=== Description of the task ===
Select every line containing the word "styles" from the material, and copy those lines.

=== Collected material ===
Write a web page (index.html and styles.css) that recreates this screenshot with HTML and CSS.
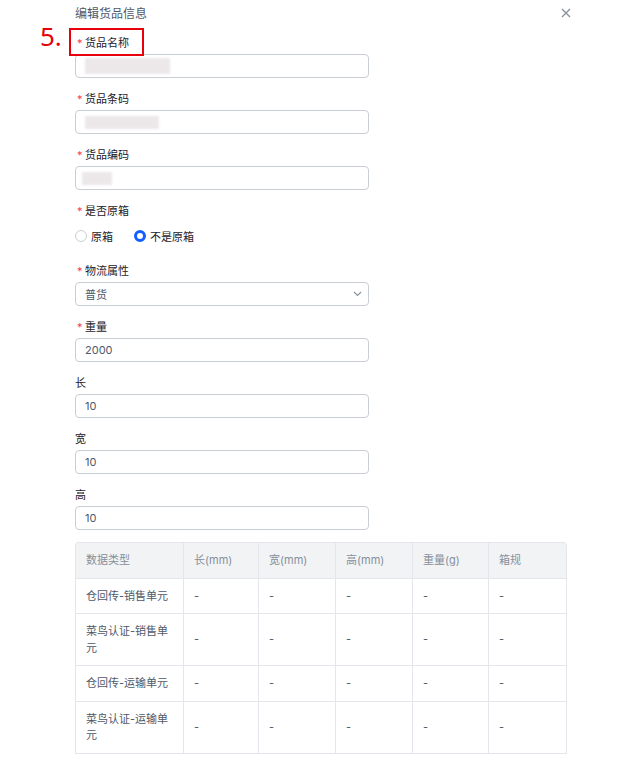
FILE: index.html
```html
<!DOCTYPE html>
<html lang="zh">
<head>
<meta charset="utf-8">
<link rel="stylesheet" href="styles.css">
</head>
<body>
<div class="drawer">
  <div class="header">
    <span class="title">编辑货品信息</span>
    <svg class="close" width="10" height="10" viewBox="0 0 10 10"><path d="M1 1L9 9M9 1L1 9" stroke="#86909c" stroke-width="1.3" fill="none"/></svg>
  </div>
  <form class="form">
    <div class="field">
      <div class="label"><span class="req">*</span>货品名称</div>
      <div class="input"><span class="blur w85"></span></div>
    </div>
    <div class="field">
      <div class="label"><span class="req">*</span>货品条码</div>
      <div class="input"><span class="blur w74 short"></span></div>
    </div>
    <div class="field">
      <div class="label"><span class="req">*</span>货品编码</div>
      <div class="input"><span class="blur w30 short left"></span></div>
    </div>
    <div class="field">
      <div class="label"><span class="req">*</span>是否原箱</div>
      <div class="radios">
        <label class="radio"><span class="dot"></span>原箱</label>
        <label class="radio"><span class="dot on"></span>不是原箱</label>
      </div>
    </div>
    <div class="field">
      <div class="label"><span class="req">*</span>物流属性</div>
      <div class="input select"><span class="val">普货</span>
        <svg width="9" height="6" viewBox="0 0 9 6"><path d="M1 1L4.5 4.5L8 1" stroke="#86909c" stroke-width="1.1" fill="none"/></svg>
      </div>
    </div>
    <div class="field">
      <div class="label"><span class="req">*</span>重量</div>
      <div class="input"><span class="val">2000</span></div>
    </div>
    <div class="field">
      <div class="label">长</div>
      <div class="input"><span class="val">10</span></div>
    </div>
    <div class="field">
      <div class="label">宽</div>
      <div class="input"><span class="val">10</span></div>
    </div>
    <div class="field">
      <div class="label">高</div>
      <div class="input"><span class="val">10</span></div>
    </div>
  </form>
  <table class="table">
    <colgroup>
      <col class="c1"><col class="c2"><col class="c3"><col class="c4"><col class="c5"><col class="c6">
    </colgroup>
    <thead>
      <tr><th>数据类型</th><th>长(mm)</th><th>宽(mm)</th><th>高(mm)</th><th>重量(g)</th><th>箱规</th></tr>
    </thead>
    <tbody>
      <tr><td>仓回传-销售单元</td><td>-</td><td>-</td><td>-</td><td>-</td><td>-</td></tr>
      <tr><td>菜鸟认证-销售单元</td><td>-</td><td>-</td><td>-</td><td>-</td><td>-</td></tr>
      <tr><td>仓回传-运输单元</td><td>-</td><td>-</td><td>-</td><td>-</td><td>-</td></tr>
      <tr><td>菜鸟认证-运输单元</td><td>-</td><td>-</td><td>-</td><td>-</td><td>-</td></tr>
    </tbody>
  </table>
  <span class="step">5.</span>
  <span class="highlight"></span>
</div>
</body>
</html>
```
FILE: styles.css
```css
* { box-sizing: border-box; }
html, body { margin: 0; padding: 0; background: #fff; }
body {
  font-family: Inter, "Noto Sans CJK SC", sans-serif;
  font-size: 11px;
  color: #1d2129;
}
.drawer {
  position: relative;
  width: 622px;
  padding: 6px 0 0 75px;
}
.header {
  width: 496px;
  height: 16px;
  display: flex;
  align-items: center;
  justify-content: space-between;
}
.title {
  font-size: 12px;
  line-height: 16px;
  color: #4e5969;
}
.close { margin-top: -2px; }
.form {
  margin: 13px 0 0 0;
  width: 294px;
}
.field { margin-bottom: 13px; }
.field:last-child { margin-bottom: 12px; }
.label {
  height: 16px;
  line-height: 16px;
  font-size: 11px;
  color: #1d2129;
  margin-bottom: 3px;
  display: flex;
  align-items: center;
}
.req {
  color: #f53f3f;
  width: 10px;
  padding-left: 2px;
  font-size: 11px;
}
.input {
  height: 24px;
  border: 1px solid #c9cdd4;
  border-radius: 4px;
  display: flex;
  align-items: center;
  padding: 0 9px;
  background: #fff;
}
.val { color: #4e5969; font-size: 11px; }
.select { justify-content: space-between; }
.select svg { margin-right: -3px; }
.blur {
  display: block;
  height: 16px;
  background: #ece8ea;
  filter: blur(1px);
}
.w85 { width: 85px; }
.w74 { width: 74px; }
.w30 { width: 30px; }
.short { height: 13px; }
.left { margin-left: -3px; }
.radios {
  height: 28px;
  display: flex;
  align-items: center;
  gap: 21px;
}
.radio {
  display: flex;
  align-items: center;
  gap: 4px;
  color: #1d2129;
  font-size: 11px;
}
.dot {
  width: 12px;
  height: 12px;
  border-radius: 50%;
  border: 1px solid #c9cdd4;
  background: #fff;
}
.dot.on { border: 3.5px solid #165dff; }
.table {
  width: 491px;
  border-collapse: separate;
  border-spacing: 0;
  table-layout: fixed;
  border-top: 1px solid #e5e6eb;
  border-left: 1px solid #e5e6eb;
  border-radius: 4px 4px 0 0;
  font-size: 11px;
}
.c1 { width: 108px; }
.c2 { width: 75px; }
.c3 { width: 77px; }
.c4 { width: 77px; }
.c5 { width: 76px; }
.c6 { width: 78px; }
.table th, .table td {
  border-right: 1px solid #e5e6eb;
  border-bottom: 1px solid #e5e6eb;
  padding: 9px 10px;
  line-height: 16.5px;
  text-align: left;
  font-weight: normal;
}
.table th {
  background: #f2f3f5;
  color: #86909c;
  height: 35px;
}
.table th:first-child { border-top-left-radius: 4px; }
.table th:last-child { border-top-right-radius: 4px; }
.table td { color: #4e5969; }
.step {
  position: absolute;
  left: 40px;
  top: 22px;
  font-size: 26px;
  line-height: 28px;
  color: #e8000b;
  font-family: "Noto Sans", sans-serif;
}
.highlight {
  position: absolute;
  left: 69px;
  top: 28px;
  width: 75px;
  height: 28px;
  border: 2px solid #e8000b;
}
```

=== Solved problem ===
Write a web page (index.html and styles.css) that recreates this screenshot with HTML and CSS.
<link rel="stylesheet" href="styles.css">
FILE: styles.css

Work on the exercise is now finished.